Blog • March 2026

Sub-3-Second AI Generation: My Latency Playbook

By Cemhan Biricik — Founder of ZSky AI

Users do not care about your architecture. They care about waiting. Every second between clicking "generate" and seeing a result is a second where they might close the tab. At ZSky AI, I obsess over latency because latency is the product.

The Warm Pipeline

The biggest latency killer is cold starts. Loading a 14B parameter model from disk into VRAM takes 15-30 seconds. That is unacceptable for any user-facing service. My solution: every model stays loaded and warm. When the system boots, all primary models are loaded into their designated GPUs and a dummy inference is run to warm the CUDA kernels. The first real user request is as fast as the thousandth.

Step Count Optimization

More inference steps does not always mean better quality. The relationship between step count and quality is logarithmic, not linear. Going from 4 to 8 steps is a massive quality improvement. Going from 20 to 30 is imperceptible to most users.
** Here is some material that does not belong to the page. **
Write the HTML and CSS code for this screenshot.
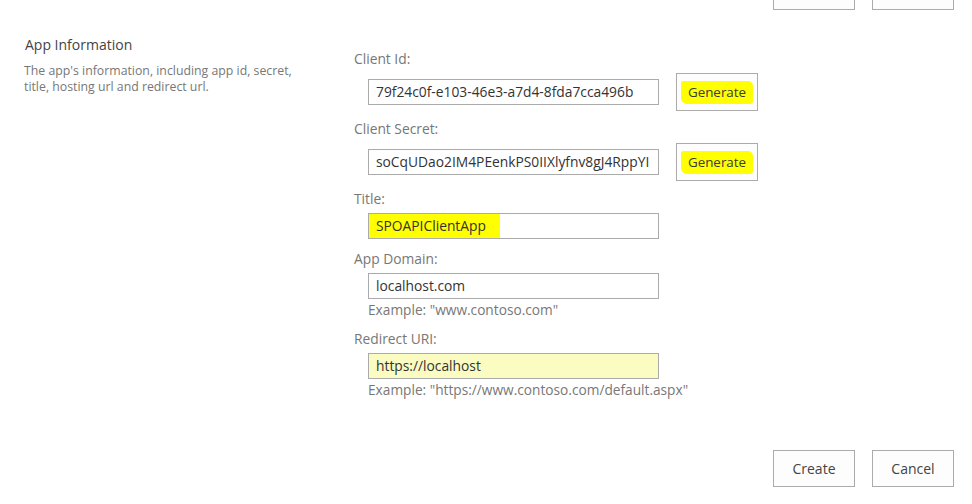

I run extensive A/B tests to find the sweet spot where quality plateaus and latency is minimized.

The Queue Design

Network Is Not Free

Most latency discussions focus on GPU compute, but network round-trips matter. I use Cloudflare tunnels for low-latency routing, compress results aggressively before transmission, and stream partial results where the protocol allows. The goal is to make the user see something happening within 500ms of their request, even if the full result takes longer.

Measurement Is Everything

You cannot optimize what you do not measure. Every inference call at ZSky AI logs: queue wait time, model load time (if applicable), inference time, post-processing time, and network delivery time. This granularity lets me identify exactly where latency hides and attack it specifically rather than guessing.

Latency optimization is never finished. Every new model, every new feature, every traffic pattern change introduces new latency sources. But the discipline of measuring, identifying, and eliminating delay — that is what separates a product that feels fast from one that feels like waiting.